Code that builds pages
---

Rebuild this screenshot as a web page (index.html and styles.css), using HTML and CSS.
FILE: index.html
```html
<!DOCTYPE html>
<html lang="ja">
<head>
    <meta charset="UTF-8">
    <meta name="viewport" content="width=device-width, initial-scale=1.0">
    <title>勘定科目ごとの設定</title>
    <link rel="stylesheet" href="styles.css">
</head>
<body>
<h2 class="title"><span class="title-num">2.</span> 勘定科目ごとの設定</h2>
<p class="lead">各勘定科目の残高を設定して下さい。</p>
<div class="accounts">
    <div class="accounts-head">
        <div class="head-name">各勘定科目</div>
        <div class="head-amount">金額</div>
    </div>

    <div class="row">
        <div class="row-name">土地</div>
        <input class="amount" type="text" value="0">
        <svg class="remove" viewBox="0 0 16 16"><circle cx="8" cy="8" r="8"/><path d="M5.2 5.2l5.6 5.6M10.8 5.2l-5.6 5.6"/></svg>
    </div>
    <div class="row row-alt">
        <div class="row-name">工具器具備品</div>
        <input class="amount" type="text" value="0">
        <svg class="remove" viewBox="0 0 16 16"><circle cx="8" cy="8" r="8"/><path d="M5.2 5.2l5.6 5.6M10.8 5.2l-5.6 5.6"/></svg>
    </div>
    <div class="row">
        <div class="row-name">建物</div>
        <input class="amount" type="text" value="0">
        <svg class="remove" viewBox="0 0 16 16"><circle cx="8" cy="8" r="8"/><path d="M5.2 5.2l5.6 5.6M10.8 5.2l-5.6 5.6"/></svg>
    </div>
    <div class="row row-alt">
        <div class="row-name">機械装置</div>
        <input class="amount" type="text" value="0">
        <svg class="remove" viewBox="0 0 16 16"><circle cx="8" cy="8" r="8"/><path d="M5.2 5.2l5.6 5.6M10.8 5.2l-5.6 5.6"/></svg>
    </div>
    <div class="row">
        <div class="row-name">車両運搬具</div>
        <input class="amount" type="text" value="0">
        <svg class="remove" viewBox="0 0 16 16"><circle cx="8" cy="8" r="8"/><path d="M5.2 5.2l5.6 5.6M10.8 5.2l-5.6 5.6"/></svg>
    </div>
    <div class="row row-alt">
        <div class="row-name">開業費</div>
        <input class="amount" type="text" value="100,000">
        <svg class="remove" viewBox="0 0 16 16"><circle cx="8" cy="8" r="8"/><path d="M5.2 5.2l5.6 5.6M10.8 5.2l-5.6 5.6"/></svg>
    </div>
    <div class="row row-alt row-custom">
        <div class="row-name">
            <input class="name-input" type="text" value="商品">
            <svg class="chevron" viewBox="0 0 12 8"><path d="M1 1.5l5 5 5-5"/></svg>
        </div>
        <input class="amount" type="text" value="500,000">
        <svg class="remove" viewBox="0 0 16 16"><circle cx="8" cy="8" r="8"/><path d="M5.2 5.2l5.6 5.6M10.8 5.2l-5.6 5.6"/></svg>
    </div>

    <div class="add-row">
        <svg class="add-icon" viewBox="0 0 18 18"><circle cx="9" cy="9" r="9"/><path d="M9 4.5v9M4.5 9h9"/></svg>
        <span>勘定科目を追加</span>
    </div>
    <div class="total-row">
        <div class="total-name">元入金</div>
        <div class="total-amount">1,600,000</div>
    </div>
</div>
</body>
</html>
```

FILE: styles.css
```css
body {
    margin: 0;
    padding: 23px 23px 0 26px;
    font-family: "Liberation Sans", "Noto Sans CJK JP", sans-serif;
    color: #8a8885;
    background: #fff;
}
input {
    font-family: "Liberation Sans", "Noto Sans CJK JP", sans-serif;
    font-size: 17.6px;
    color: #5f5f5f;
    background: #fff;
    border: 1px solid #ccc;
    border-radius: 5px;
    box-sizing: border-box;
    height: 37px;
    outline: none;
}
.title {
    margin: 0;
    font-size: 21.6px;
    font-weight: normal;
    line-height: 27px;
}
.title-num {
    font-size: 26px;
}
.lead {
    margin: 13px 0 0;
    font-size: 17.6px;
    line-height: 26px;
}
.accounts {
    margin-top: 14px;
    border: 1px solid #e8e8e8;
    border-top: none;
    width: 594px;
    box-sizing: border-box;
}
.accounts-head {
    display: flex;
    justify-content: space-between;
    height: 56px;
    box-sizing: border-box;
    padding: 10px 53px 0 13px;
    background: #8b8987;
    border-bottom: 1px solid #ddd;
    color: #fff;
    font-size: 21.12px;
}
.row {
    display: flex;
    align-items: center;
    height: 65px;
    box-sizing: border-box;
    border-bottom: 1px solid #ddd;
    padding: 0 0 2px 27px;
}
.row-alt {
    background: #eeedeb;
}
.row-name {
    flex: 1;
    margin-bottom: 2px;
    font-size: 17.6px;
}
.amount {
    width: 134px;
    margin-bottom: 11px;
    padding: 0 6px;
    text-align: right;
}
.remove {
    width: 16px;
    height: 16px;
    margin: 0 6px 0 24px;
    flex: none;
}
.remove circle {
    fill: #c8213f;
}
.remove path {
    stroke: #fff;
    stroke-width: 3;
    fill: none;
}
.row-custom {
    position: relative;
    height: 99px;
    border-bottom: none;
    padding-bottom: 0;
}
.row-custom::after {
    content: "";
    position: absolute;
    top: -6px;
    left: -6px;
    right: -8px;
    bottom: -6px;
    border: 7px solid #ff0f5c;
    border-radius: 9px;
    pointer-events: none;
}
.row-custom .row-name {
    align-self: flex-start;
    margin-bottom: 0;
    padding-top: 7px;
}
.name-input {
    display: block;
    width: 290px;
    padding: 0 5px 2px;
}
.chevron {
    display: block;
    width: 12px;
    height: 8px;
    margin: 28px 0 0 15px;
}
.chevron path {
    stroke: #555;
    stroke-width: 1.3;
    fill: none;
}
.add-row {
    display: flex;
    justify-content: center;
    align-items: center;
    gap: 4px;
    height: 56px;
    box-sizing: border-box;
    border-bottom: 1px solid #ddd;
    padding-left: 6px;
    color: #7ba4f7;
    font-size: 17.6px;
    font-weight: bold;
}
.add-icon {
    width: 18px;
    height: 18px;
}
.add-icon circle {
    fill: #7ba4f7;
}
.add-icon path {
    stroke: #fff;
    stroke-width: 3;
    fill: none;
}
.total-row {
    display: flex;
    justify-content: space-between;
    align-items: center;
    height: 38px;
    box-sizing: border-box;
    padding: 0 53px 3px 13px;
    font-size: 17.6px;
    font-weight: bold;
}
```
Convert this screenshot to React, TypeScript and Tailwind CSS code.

---

* What is required
Print all of the entries again, exactly as written.

* Response for this exercise
Rebuild this screenshot as a web page (index.html and styles.css), using HTML and CSS.
FILE: index.html
```html
<!DOCTYPE html>
<html lang="ja">
<head>
    <meta charset="UTF-8">
    <meta name="viewport" content="width=device-width, initial-scale=1.0">
    <title>勘定科目ごとの設定</title>
    <link rel="stylesheet" href="styles.css">
</head>
<body>
<h2 class="title"><span class="title-num">2.</span> 勘定科目ごとの設定</h2>
<p class="lead">各勘定科目の残高を設定して下さい。</p>
<div class="accounts">
    <div class="accounts-head">
        <div class="head-name">各勘定科目</div>
        <div class="head-amount">金額</div>
    </div>

    <div class="row">
        <div class="row-name">土地</div>
        <input class="amount" type="text" value="0">
        <svg class="remove" viewBox="0 0 16 16"><circle cx="8" cy="8" r="8"/><path d="M5.2 5.2l5.6 5.6M10.8 5.2l-5.6 5.6"/></svg>
    </div>
    <div class="row row-alt">
        <div class="row-name">工具器具備品</div>
        <input class="amount" type="text" value="0">
        <svg class="remove" viewBox="0 0 16 16"><circle cx="8" cy="8" r="8"/><path d="M5.2 5.2l5.6 5.6M10.8 5.2l-5.6 5.6"/></svg>
    </div>
    <div class="row">
        <div class="row-name">建物</div>
        <input class="amount" type="text" value="0">
        <svg class="remove" viewBox="0 0 16 16"><circle cx="8" cy="8" r="8"/><path d="M5.2 5.2l5.6 5.6M10.8 5.2l-5.6 5.6"/></svg>
    </div>
    <div class="row row-alt">
        <div class="row-name">機械装置</div>
        <input class="amount" type="text" value="0">
        <svg class="remove" viewBox="0 0 16 16"><circle cx="8" cy="8" r="8"/><path d="M5.2 5.2l5.6 5.6M10.8 5.2l-5.6 5.6"/></svg>
    </div>
    <div class="row">
        <div class="row-name">車両運搬具</div>
        <input class="amount" type="text" value="0">
        <svg class="remove" viewBox="0 0 16 16"><circle cx="8" cy="8" r="8"/><path d="M5.2 5.2l5.6 5.6M10.8 5.2l-5.6 5.6"/></svg>
    </div>
    <div class="row row-alt">
        <div class="row-name">開業費</div>
        <input class="amount" type="text" value="100,000">
        <svg class="remove" viewBox="0 0 16 16"><circle cx="8" cy="8" r="8"/><path d="M5.2 5.2l5.6 5.6M10.8 5.2l-5.6 5.6"/></svg>
    </div>
    <div class="row row-alt row-custom">
        <div class="row-name">
            <input class="name-input" type="text" value="商品">
            <svg class="chevron" viewBox="0 0 12 8"><path d="M1 1.5l5 5 5-5"/></svg>
        </div>
        <input class="amount" type="text" value="500,000">
        <svg class="remove" viewBox="0 0 16 16"><circle cx="8" cy="8" r="8"/><path d="M5.2 5.2l5.6 5.6M10.8 5.2l-5.6 5.6"/></svg>
    </div>

    <div class="add-row">
        <svg class="add-icon" viewBox="0 0 18 18"><circle cx="9" cy="9" r="9"/><path d="M9 4.5v9M4.5 9h9"/></svg>
        <span>勘定科目を追加</span>
    </div>
    <div class="total-row">
        <div class="total-name">元入金</div>
        <div class="total-amount">1,600,000</div>
    </div>
</div>
</body>
</html>
```

FILE: styles.css
```css
body {
    margin: 0;
    padding: 23px 23px 0 26px;
    font-family: "Liberation Sans", "Noto Sans CJK JP", sans-serif;
    color: #8a8885;
    background: #fff;
}
input {
    font-family: "Liberation Sans", "Noto Sans CJK JP", sans-serif;
    font-size: 17.6px;
    color: #5f5f5f;
    background: #fff;
    border: 1px solid #ccc;
    border-radius: 5px;
    box-sizing: border-box;
    height: 37px;
    outline: none;
}
.title {
    margin: 0;
    font-size: 21.6px;
    font-weight: normal;
    line-height: 27px;
}
.title-num {
    font-size: 26px;
}
.lead {
    margin: 13px 0 0;
    font-size: 17.6px;
    line-height: 26px;
}
.accounts {
    margin-top: 14px;
    border: 1px solid #e8e8e8;
    border-top: none;
    width: 594px;
    box-sizing: border-box;
}
.accounts-head {
    display: flex;
    justify-content: space-between;
    height: 56px;
    box-sizing: border-box;
    padding: 10px 53px 0 13px;
    background: #8b8987;
    border-bottom: 1px solid #ddd;
    color: #fff;
    font-size: 21.12px;
}
.row {
    display: flex;
    align-items: center;
    height: 65px;
    box-sizing: border-box;
    border-bottom: 1px solid #ddd;
    padding: 0 0 2px 27px;
}
.row-alt {
    background: #eeedeb;
}
.row-name {
    flex: 1;
    margin-bottom: 2px;
    font-size: 17.6px;
}
.amount {
    width: 134px;
    margin-bottom: 11px;
    padding: 0 6px;
    text-align: right;
}
.remove {
    width: 16px;
    height: 16px;
    margin: 0 6px 0 24px;
    flex: none;
}
.remove circle {
    fill: #c8213f;
}
.remove path {
    stroke: #fff;
    stroke-width: 3;
    fill: none;
}
.row-custom {
    position: relative;
    height: 99px;
    border-bottom: none;
    padding-bottom: 0;
}
.row-custom::after {
    content: "";
    position: absolute;
    top: -6px;
    left: -6px;
    right: -8px;
    bottom: -6px;
    border: 7px solid #ff0f5c;
    border-radius: 9px;
    pointer-events: none;
}
.row-custom .row-name {
    align-self: flex-start;
    margin-bottom: 0;
    padding-top: 7px;
}
.name-input {
    display: block;
    width: 290px;
    padding: 0 5px 2px;
}
.chevron {
    display: block;
    width: 12px;
    height: 8px;
    margin: 28px 0 0 15px;
}
.chevron path {
    stroke: #555;
    stroke-width: 1.3;
    fill: none;
}
.add-row {
    display: flex;
    justify-content: center;
    align-items: center;
    gap: 4px;
    height: 56px;
    box-sizing: border-box;
    border-bottom: 1px solid #ddd;
    padding-left: 6px;
    color: #7ba4f7;
    font-size: 17.6px;
    font-weight: bold;
}
.add-icon {
    width: 18px;
    height: 18px;
}
.add-icon circle {
    fill: #7ba4f7;
}
.add-icon path {
    stroke: #fff;
    stroke-width: 3;
    fill: none;
}
.total-row {
    display: flex;
    justify-content: space-between;
    align-items: center;
    height: 38px;
    box-sizing: border-box;
    padding: 0 53px 3px 13px;
    font-size: 17.6px;
    font-weight: bold;
}
```
Convert this screenshot to React, TypeScript and Tailwind CSS code.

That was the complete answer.